Of course, depending on who you are, you may just enjoy the grind since it gives you something to work towards (and it’s to the game’s credit that it lets you earn heroes by playing the game). Mechanically, Heroes of the Storm may put some MOBA addicts off with some of its mechanics. Playing casually is possible but the teams with the best coordination will always win. It’s interesting that Heroes of the Storm caters to this MOBA norm more than most but it does so without sticking to many of the genre’s default tenets.

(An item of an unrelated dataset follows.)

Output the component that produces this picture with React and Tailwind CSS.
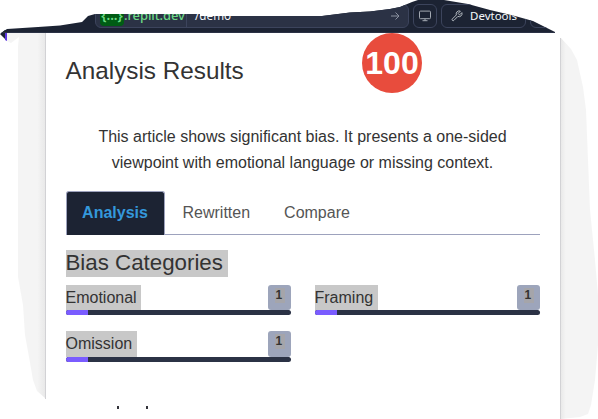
import React from "react";

function Backdrop() {
  return (
    <svg className="pointer-events-none absolute inset-0" width="598" height="419" viewBox="0 0 598 419">
      <defs>
        <linearGradient id="edgeL" x1="0" x2="1">
          <stop offset="0" stopColor="#f4f4f4" />
          <stop offset="0.8" stopColor="#f4f4f4" />
          <stop offset="1" stopColor="#e9e9e9" />
        </linearGradient>
        <linearGradient id="edgeR" x1="0" x2="1">
          <stop offset="0" stopColor="#e9e9e9" />
          <stop offset="0.13" stopColor="#f4f4f4" />
          <stop offset="1" stopColor="#f4f4f4" />
        </linearGradient>
      </defs>
      <path d="M7 33H45V398L37 391L33 380L29 357L25 335L23 305L18 277V46L19 37L11 43L7 41Z" fill="url(#edgeL)" />
      <path d="M561 38L571 49L577 60L583 87L586 110L590 210L595 260L598 295V345L595 380L591 405L588 414L580 417L561 419Z" fill="url(#edgeR)" />
      <path d="M45.5 33V399M560.5 38V419" stroke="#d2d2d5" />
      <path d="M0 34L5 30V39Z" fill="#1c2333" />
      <path d="M5 30H7V41L5 40Z" fill="#5b35e0" />
    </svg>
  );
}

function Toolbar() {
  return (
    <header className="flex h-[33px] items-start border-b border-[#2b3245] bg-[#1c2333] pt-1 pl-[95px] [clip-path:polygon(0px_34px,4px_31px,7px_29px,38px_27px,60px_25.5px,82px_22px,88px_16px,95px_14px,200px_14px,200px_16px,322px_16px,350px_12.5px,370px_11.5px,390px_9px,400px_7px,412px_2px,418px_0px,444px_0px,468px_4px,490px_10px,515px_16px,533px_21px,547px_28px,555px_32px,555px_33px,0px_33px)]">
      <div className="flex h-6 w-[314px] shrink-0 items-center rounded-md border border-[#3c445c] bg-[#2b3245] pl-1 font-['Noto_Sans']">
        <span className="flex h-[19px] w-6 shrink-0 items-center justify-center rounded bg-[#005c14] pb-px text-[13.5px] font-semibold text-[#6cd985]">{"{...}"}</span>
        <span className="w-[62px] shrink-0 pb-px text-[13px] font-medium whitespace-nowrap text-[#6cd985]"><span className="tracking-[-0.1px]">.replit.dev</span></span>
        <span className="h-6 w-px shrink-0 bg-[#3c445c]" />
        <span className="pb-px pl-2 text-[11.7px] text-[#f5f9fc]">/demo</span>
        <svg className="mr-2 ml-auto" width="10" height="10" viewBox="0 0 10 10" fill="none" stroke="#8b91a0">
          <path d="M1 5H9M5.5 1.5L9 5L5.5 8.5" />
        </svg>
      </div>
      <div className="ml-1 flex h-6 w-6 shrink-0 items-center justify-center rounded-md border border-[#3c445c]">
        <svg width="12" height="12" viewBox="0 0 12 12" fill="none" stroke="#a4aab3">
          <rect x="0.5" y="1.1" width="11" height="7.6" rx="1" />
          <path d="M6 8.7V10.7M3.5 10.7H8.5" />
        </svg>
      </div>
      <div className="ml-1 flex h-6 w-[85px] shrink-0 items-center rounded-md border border-[#3c445c] pl-[9px]">
        <svg width="12" height="12" viewBox="0 0 24 24" fill="none" stroke="#b4bac1" strokeWidth="2" strokeLinejoin="round">
          <path d="M14.7 6.3a1 1 0 0 0 0 1.4l1.6 1.6a1 1 0 0 0 1.4 0l4-4a6 6 0 0 1-8 7.6l-7.9 7.9a2.1 2.1 0 0 1-3-3l7.9-7.9a6 6 0 0 1 8-7.6z" />
        </svg>
        <span className="ml-[7px] font-['Noto_Sans'] text-[11.5px] text-[#f5f9fc]">Devtools</span>
      </div>
      <div className="ml-1 h-6 w-14 shrink-0 rounded-md border border-[#3c445c]" />
    </header>
  );
}

function Category({ name, mark, row = "h-[25px]" }) {
  return (
    <div>
      <div className={`${row} flex items-stretch justify-between`}>
        <span className={`${mark} h-[26px] bg-[#c8c8c8] leading-[25px]`}>
          <span className="-ml-[0.5px]">{name}</span>
        </span>
        <span className="flex w-[23px] justify-center rounded-[3px] bg-[#9da5bb] pt-[3px] text-[12px] font-bold">
          <span className="h-[15px] w-[10px] bg-[#a5a5aa] pl-px leading-[15px]">1</span>
        </span>
      </div>
      <div className="relative h-[5px] overflow-hidden rounded-[3px] bg-[#2b3245]">
        <div className="h-full w-[22px] bg-[#7a5cff]" />
      </div>
    </div>
  );
}

export default function App() {
  return (
    <div className="relative h-[419px] w-[598px] overflow-hidden bg-white font-['Liberation_Sans',sans-serif] text-[16px] text-[#333]">
      <Backdrop />
      <Toolbar />
      <main className="relative ml-[66px] w-[474px]">
        <div className="flex h-[60px] items-start justify-between">
          <h1 className="-ml-[0.5px] pt-[24px] text-[24.3px] leading-[28px]">Analysis Results</h1>
          <div className="mr-[118px] flex h-[60px] w-[60px] items-center justify-center rounded-full bg-[#e84c3d] text-[32px] font-bold text-white">100</div>
        </div>
        <p className="mt-[31px] -ml-px text-center leading-[26px]">
          This article shows significant bias. It presents a one-sided<br />
          viewpoint with emotional language or missing context.
        </p>
        <nav className="mt-[15px] flex h-11 border-b border-[#9da2bd] text-[#555]">
          <div className="flex h-11 w-[99px] items-center justify-center rounded-t-[3px] border border-b-0 border-[#9da2bd] bg-[#1c2333] pr-px pb-px font-bold text-[#3498db]">Analysis</div>
          <div className="flex items-center pt-px pl-[17.5px]">Rewritten</div>
          <div className="flex items-center pt-px pl-[34px]">Compare</div>
        </nav>
        <h2 className="mt-[15px] h-[27px] w-[162px] bg-[#c8c8c8] text-[22.3px] leading-[26px] whitespace-nowrap"><span className="-ml-[0.5px]">Bias Categories</span></h2>
        <div className="mt-2 grid grid-cols-2 gap-x-6 gap-y-4">
          <Category name="Emotional" mark="w-[75px]" />
          <Category name="Framing" mark="w-[63px]" />
          <Category name="Omission" mark="w-[71px]" row="h-[26px]" />
        </div>
        <div className="mt-[44px] ml-[51px] flex items-end gap-[27px]">
          <span className="h-[3px] w-[2px] bg-[#33333b]" />
          <span className="h-[3px] w-[2px] bg-[#33333b]" />
        </div>
      </main>
    </div>
  );
}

As an overall experience, Heroes of the Storm is great for a few quick matches with added wackiness and a great character selection. The art direction and music are top notch, and you’ll always have something to work towards. Blizzard is making significant effort to provide new updates and heroes with each passing week as well. If you choose to invest in Heroes of the Storm, you’ll have a fairly entertaining experience (and this is coming from someone who doesn’t spend their every waking moment with a MOBA). It may not kill Dota 2 or League of Legends, much less draw players away from those behemoths, but it doesn’t have to.

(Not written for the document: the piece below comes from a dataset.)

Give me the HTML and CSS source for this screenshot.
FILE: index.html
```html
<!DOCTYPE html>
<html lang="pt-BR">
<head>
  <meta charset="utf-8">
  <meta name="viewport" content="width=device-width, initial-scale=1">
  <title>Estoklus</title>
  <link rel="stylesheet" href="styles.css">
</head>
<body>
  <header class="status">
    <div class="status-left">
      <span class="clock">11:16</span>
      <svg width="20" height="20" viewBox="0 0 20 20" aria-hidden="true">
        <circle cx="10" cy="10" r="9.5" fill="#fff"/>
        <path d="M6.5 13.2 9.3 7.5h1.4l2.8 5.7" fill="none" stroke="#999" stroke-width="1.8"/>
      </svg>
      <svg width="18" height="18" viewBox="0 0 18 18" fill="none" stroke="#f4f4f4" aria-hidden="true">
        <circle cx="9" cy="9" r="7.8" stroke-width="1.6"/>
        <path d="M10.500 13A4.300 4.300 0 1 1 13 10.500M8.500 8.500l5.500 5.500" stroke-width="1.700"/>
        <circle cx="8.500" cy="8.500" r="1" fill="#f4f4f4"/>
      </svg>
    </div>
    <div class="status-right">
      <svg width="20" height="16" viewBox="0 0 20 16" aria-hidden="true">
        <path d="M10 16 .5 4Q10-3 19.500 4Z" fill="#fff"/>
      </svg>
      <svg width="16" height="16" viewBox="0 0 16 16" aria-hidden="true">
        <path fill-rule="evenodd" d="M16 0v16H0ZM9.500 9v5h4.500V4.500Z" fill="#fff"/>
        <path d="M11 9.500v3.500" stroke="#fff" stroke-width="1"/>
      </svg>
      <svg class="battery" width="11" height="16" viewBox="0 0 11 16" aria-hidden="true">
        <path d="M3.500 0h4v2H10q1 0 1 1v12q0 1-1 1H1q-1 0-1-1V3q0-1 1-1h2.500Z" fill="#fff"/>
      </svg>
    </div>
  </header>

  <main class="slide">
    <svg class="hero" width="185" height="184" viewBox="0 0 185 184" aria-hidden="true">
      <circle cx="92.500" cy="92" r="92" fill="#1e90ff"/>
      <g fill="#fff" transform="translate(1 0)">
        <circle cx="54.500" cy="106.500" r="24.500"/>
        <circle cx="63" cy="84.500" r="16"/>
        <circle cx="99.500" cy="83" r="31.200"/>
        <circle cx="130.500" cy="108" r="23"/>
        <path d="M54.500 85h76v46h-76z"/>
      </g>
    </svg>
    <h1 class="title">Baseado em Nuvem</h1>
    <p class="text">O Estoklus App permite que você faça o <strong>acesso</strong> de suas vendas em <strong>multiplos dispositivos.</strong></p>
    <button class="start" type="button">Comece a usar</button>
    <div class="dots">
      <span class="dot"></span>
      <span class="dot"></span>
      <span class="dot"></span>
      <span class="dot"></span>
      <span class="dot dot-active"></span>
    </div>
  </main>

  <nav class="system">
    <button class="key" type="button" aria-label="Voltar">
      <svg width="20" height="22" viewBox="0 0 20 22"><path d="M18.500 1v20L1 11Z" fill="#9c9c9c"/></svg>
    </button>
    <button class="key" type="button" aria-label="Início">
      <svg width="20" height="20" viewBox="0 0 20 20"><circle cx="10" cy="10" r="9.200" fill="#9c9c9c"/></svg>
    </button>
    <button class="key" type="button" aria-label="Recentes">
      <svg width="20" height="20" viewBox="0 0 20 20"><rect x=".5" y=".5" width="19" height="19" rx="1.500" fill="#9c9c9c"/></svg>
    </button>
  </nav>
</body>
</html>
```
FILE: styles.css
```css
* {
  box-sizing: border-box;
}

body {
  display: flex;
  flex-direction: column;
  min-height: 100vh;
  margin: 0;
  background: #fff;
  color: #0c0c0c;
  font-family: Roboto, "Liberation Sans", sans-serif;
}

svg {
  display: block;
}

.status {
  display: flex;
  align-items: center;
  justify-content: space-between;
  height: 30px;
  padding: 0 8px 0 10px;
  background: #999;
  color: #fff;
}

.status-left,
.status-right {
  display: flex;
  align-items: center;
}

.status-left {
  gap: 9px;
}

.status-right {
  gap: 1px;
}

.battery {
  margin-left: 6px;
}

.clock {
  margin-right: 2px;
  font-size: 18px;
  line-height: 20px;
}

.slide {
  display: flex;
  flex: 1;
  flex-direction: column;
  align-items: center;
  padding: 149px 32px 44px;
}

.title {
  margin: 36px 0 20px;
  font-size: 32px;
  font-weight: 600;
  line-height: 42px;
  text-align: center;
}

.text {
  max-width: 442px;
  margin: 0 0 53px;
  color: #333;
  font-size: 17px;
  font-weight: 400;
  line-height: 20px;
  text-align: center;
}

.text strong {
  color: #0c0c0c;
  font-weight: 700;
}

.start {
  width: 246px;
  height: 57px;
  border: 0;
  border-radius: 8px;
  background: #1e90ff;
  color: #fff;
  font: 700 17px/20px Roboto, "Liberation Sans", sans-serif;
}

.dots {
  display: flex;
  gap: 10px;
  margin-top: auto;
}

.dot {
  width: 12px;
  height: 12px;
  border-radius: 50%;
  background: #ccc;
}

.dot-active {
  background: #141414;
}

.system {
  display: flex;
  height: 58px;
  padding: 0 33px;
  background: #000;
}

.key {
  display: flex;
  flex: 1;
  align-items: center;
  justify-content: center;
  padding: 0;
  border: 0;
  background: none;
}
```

This game was reviewed on the PC.
Fast paced and satisfying action. Multiple arenas with bonus objectives adds variety. Well balanced collection of heroes, which can all be earned through gameplay. Great visuals, voice acting and soundtrack.
Grind-tastic, especially when you have to hit higher levels and unlock several heroes for ranked play. Might turn off some hardcore MOBA enthusiasts while new players may need time to warm up to it.
Heroes of the Storm isn't your new MOBA fix and it may not even appeal to every kind of strategy gamer out there. Despite a hefty amount of grinding, Blizzard presents a strong amount of content and gameplay in an aesthetically pleasing packaging. And if nothing else, it's great for a few time-wasting rounds here and there.